**Instructions to follow**
All of the lines below are to be printed again exactly; images are excluded from the output.

**Data section**
········

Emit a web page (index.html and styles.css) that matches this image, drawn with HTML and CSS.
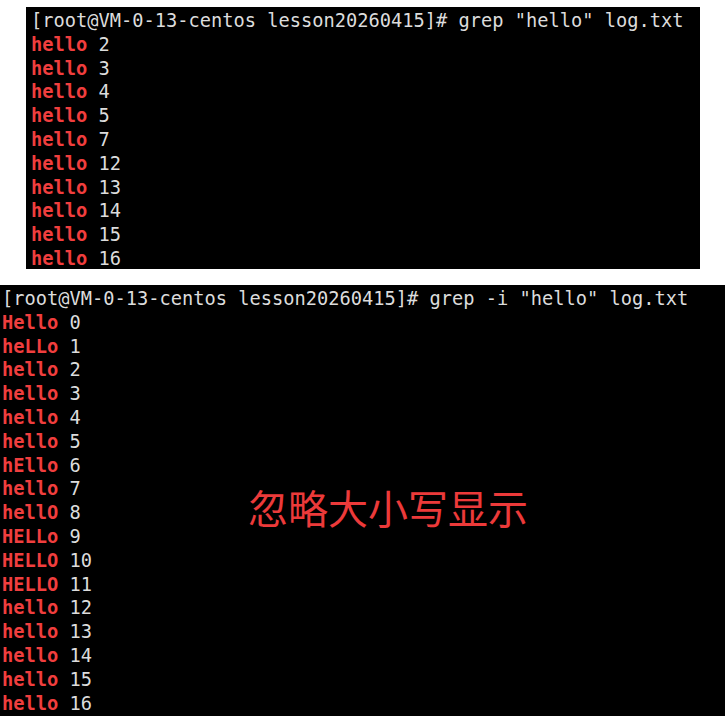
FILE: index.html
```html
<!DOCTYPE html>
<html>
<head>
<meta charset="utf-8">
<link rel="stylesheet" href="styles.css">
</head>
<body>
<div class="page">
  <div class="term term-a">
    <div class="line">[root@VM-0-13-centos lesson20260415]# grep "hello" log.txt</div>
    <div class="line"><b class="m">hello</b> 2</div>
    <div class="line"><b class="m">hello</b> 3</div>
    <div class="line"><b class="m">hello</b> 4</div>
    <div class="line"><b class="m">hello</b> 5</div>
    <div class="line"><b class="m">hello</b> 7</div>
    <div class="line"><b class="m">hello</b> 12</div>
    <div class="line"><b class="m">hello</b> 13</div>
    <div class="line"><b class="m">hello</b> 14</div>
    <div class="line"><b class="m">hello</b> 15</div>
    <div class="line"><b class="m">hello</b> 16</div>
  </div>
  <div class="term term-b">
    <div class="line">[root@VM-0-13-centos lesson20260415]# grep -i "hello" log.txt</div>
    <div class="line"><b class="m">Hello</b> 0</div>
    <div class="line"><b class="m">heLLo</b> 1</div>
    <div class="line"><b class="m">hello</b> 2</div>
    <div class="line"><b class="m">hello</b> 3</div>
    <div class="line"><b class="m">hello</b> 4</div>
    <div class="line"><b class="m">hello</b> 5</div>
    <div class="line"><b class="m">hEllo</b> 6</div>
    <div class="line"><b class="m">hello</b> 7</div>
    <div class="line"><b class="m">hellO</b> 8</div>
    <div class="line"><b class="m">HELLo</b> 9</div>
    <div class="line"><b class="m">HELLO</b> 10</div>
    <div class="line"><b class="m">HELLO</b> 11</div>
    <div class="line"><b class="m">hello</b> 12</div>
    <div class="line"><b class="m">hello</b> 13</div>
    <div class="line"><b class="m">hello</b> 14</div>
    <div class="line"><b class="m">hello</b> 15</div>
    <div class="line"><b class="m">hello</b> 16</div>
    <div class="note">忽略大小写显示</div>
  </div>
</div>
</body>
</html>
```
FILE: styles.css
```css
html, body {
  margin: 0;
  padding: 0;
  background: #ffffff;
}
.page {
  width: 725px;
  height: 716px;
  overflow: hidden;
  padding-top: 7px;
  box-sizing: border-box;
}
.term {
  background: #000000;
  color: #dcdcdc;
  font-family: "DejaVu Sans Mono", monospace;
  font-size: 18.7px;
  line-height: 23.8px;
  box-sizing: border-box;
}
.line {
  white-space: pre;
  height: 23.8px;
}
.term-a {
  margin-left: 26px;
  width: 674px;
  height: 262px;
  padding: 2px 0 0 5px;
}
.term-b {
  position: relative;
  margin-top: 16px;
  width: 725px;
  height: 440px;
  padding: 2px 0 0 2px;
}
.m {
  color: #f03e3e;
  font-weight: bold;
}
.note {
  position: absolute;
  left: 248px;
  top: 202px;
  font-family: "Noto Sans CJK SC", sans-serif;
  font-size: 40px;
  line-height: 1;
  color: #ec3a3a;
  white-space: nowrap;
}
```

········

**Reply to the exercise**
Emit a web page (index.html and styles.css) that matches this image, drawn with HTML and CSS.
FILE: index.html
```html
<!DOCTYPE html>
<html>
<head>
<meta charset="utf-8">
<link rel="stylesheet" href="styles.css">
</head>
<body>
<div class="page">
  <div class="term term-a">
    <div class="line">[root@VM-0-13-centos lesson20260415]# grep "hello" log.txt</div>
    <div class="line"><b class="m">hello</b> 2</div>
    <div class="line"><b class="m">hello</b> 3</div>
    <div class="line"><b class="m">hello</b> 4</div>
    <div class="line"><b class="m">hello</b> 5</div>
    <div class="line"><b class="m">hello</b> 7</div>
    <div class="line"><b class="m">hello</b> 12</div>
    <div class="line"><b class="m">hello</b> 13</div>
    <div class="line"><b class="m">hello</b> 14</div>
    <div class="line"><b class="m">hello</b> 15</div>
    <div class="line"><b class="m">hello</b> 16</div>
  </div>
  <div class="term term-b">
    <div class="line">[root@VM-0-13-centos lesson20260415]# grep -i "hello" log.txt</div>
    <div class="line"><b class="m">Hello</b> 0</div>
    <div class="line"><b class="m">heLLo</b> 1</div>
    <div class="line"><b class="m">hello</b> 2</div>
    <div class="line"><b class="m">hello</b> 3</div>
    <div class="line"><b class="m">hello</b> 4</div>
    <div class="line"><b class="m">hello</b> 5</div>
    <div class="line"><b class="m">hEllo</b> 6</div>
    <div class="line"><b class="m">hello</b> 7</div>
    <div class="line"><b class="m">hellO</b> 8</div>
    <div class="line"><b class="m">HELLo</b> 9</div>
    <div class="line"><b class="m">HELLO</b> 10</div>
    <div class="line"><b class="m">HELLO</b> 11</div>
    <div class="line"><b class="m">hello</b> 12</div>
    <div class="line"><b class="m">hello</b> 13</div>
    <div class="line"><b class="m">hello</b> 14</div>
    <div class="line"><b class="m">hello</b> 15</div>
    <div class="line"><b class="m">hello</b> 16</div>
    <div class="note">忽略大小写显示</div>
  </div>
</div>
</body>
</html>
```
FILE: styles.css
```css
html, body {
  margin: 0;
  padding: 0;
  background: #ffffff;
}
.page {
  width: 725px;
  height: 716px;
  overflow: hidden;
  padding-top: 7px;
  box-sizing: border-box;
}
.term {
  background: #000000;
  color: #dcdcdc;
  font-family: "DejaVu Sans Mono", monospace;
  font-size: 18.7px;
  line-height: 23.8px;
  box-sizing: border-box;
}
.line {
  white-space: pre;
  height: 23.8px;
}
.term-a {
  margin-left: 26px;
  width: 674px;
  height: 262px;
  padding: 2px 0 0 5px;
}
.term-b {
  position: relative;
  margin-top: 16px;
  width: 725px;
  height: 440px;
  padding: 2px 0 0 2px;
}
.m {
  color: #f03e3e;
  font-weight: bold;
}
.note {
  position: absolute;
  left: 248px;
  top: 202px;
  font-family: "Noto Sans CJK SC", sans-serif;
  font-size: 40px;
  line-height: 1;
  color: #ec3a3a;
  white-space: nowrap;
}
```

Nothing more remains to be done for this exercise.